**DATA PROVIDED**.
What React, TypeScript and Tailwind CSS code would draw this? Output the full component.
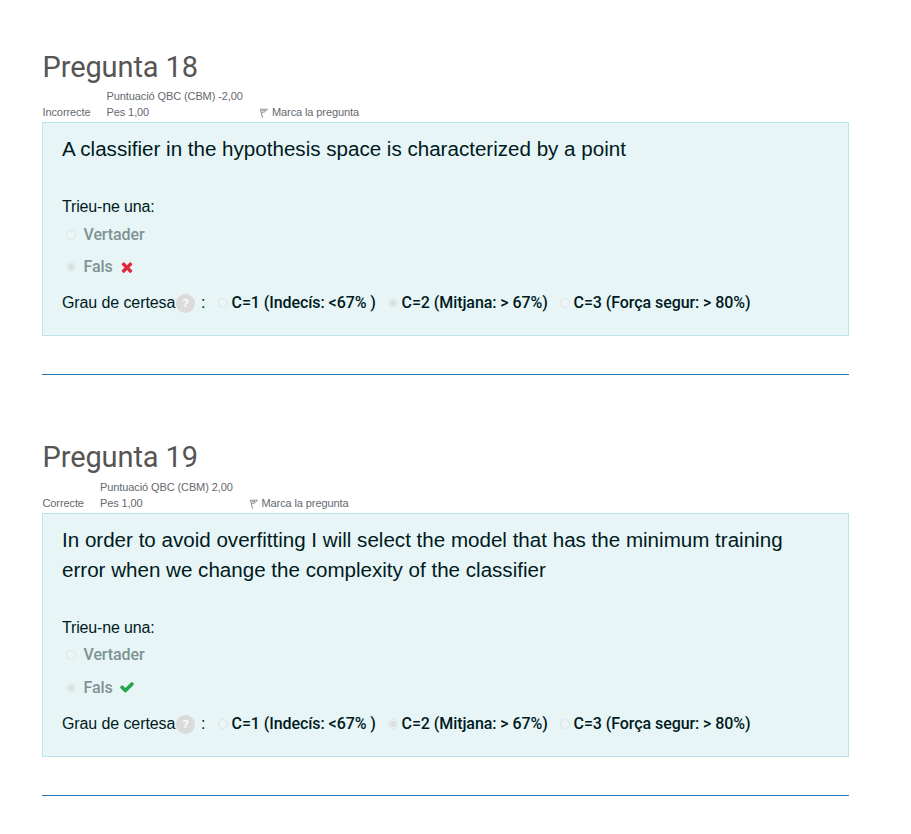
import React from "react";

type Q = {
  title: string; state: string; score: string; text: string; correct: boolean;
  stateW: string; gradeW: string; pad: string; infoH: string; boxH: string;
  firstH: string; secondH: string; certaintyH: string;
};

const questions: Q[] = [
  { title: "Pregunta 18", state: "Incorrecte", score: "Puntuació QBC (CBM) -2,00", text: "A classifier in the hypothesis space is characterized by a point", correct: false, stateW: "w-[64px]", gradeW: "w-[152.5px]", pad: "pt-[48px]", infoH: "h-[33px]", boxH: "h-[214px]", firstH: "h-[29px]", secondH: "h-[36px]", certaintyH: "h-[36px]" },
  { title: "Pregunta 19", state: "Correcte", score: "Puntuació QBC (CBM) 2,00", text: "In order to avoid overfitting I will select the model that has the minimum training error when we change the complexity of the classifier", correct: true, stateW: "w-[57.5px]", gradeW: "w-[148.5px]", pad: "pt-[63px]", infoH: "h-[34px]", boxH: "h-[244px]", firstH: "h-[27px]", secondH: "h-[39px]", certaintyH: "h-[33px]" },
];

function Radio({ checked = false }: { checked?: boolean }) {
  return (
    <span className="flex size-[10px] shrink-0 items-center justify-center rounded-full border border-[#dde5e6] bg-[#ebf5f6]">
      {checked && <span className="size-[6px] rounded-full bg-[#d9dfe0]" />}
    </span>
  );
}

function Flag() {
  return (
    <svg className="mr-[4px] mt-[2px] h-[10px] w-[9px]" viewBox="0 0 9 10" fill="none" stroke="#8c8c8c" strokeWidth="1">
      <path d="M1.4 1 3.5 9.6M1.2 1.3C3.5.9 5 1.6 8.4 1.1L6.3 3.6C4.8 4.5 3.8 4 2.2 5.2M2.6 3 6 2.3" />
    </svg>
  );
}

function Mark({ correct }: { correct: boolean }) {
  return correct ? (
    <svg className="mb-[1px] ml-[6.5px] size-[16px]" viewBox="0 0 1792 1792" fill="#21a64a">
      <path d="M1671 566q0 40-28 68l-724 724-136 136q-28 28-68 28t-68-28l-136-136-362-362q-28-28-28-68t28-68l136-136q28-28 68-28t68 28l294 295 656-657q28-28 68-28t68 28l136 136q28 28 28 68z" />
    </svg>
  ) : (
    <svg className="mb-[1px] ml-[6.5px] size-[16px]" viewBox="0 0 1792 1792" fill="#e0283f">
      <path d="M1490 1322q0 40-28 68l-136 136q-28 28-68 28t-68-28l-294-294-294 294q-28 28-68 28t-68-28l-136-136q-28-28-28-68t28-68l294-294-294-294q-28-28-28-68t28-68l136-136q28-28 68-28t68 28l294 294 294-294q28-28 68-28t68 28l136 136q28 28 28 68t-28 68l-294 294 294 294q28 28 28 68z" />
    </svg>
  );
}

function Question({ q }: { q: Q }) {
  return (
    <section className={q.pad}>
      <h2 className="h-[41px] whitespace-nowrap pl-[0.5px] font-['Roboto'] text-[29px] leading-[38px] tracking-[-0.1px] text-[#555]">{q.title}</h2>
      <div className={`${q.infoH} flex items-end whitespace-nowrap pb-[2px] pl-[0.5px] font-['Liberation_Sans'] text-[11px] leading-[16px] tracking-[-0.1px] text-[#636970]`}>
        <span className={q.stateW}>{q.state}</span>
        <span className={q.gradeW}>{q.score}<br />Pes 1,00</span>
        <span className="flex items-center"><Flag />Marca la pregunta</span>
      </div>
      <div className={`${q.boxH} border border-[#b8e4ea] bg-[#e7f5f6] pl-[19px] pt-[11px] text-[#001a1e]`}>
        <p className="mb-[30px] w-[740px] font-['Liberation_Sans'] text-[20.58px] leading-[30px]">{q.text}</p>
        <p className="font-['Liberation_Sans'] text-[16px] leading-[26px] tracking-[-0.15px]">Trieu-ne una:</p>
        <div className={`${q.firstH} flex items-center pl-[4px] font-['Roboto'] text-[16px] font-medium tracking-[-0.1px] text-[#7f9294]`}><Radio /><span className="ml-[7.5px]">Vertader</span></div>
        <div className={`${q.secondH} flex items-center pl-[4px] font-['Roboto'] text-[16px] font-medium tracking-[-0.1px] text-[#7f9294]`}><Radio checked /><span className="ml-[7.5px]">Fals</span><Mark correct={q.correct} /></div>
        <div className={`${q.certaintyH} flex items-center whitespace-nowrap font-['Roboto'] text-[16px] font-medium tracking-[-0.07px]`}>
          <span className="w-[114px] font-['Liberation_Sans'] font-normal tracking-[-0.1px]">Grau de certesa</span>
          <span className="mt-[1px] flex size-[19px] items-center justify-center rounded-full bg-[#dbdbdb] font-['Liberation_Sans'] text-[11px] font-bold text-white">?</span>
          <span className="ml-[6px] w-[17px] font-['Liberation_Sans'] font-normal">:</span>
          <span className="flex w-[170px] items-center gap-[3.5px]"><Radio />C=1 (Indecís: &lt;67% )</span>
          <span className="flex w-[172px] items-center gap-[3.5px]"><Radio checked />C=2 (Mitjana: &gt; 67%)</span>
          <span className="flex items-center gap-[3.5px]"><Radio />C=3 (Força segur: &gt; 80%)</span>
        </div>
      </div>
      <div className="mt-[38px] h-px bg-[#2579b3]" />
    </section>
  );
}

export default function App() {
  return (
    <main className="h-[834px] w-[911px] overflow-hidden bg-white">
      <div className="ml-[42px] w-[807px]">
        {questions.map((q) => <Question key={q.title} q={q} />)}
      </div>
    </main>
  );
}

**TASK TO CARRY OUT**. Copy each line from the data above that includes "full".

**ANSWER TO THE PROBLEM**.
What React, TypeScript and Tailwind CSS code would draw this? Output the full component.
    <span className="flex size-[10px] shrink-0 items-center justify-center rounded-full border border-[#dde5e6] bg-[#ebf5f6]">
      {checked && <span className="size-[6px] rounded-full bg-[#d9dfe0]" />}
          <span className="mt-[1px] flex size-[19px] items-center justify-center rounded-full bg-[#dbdbdb] font-['Liberation_Sans'] text-[11px] font-bold text-white">?</span>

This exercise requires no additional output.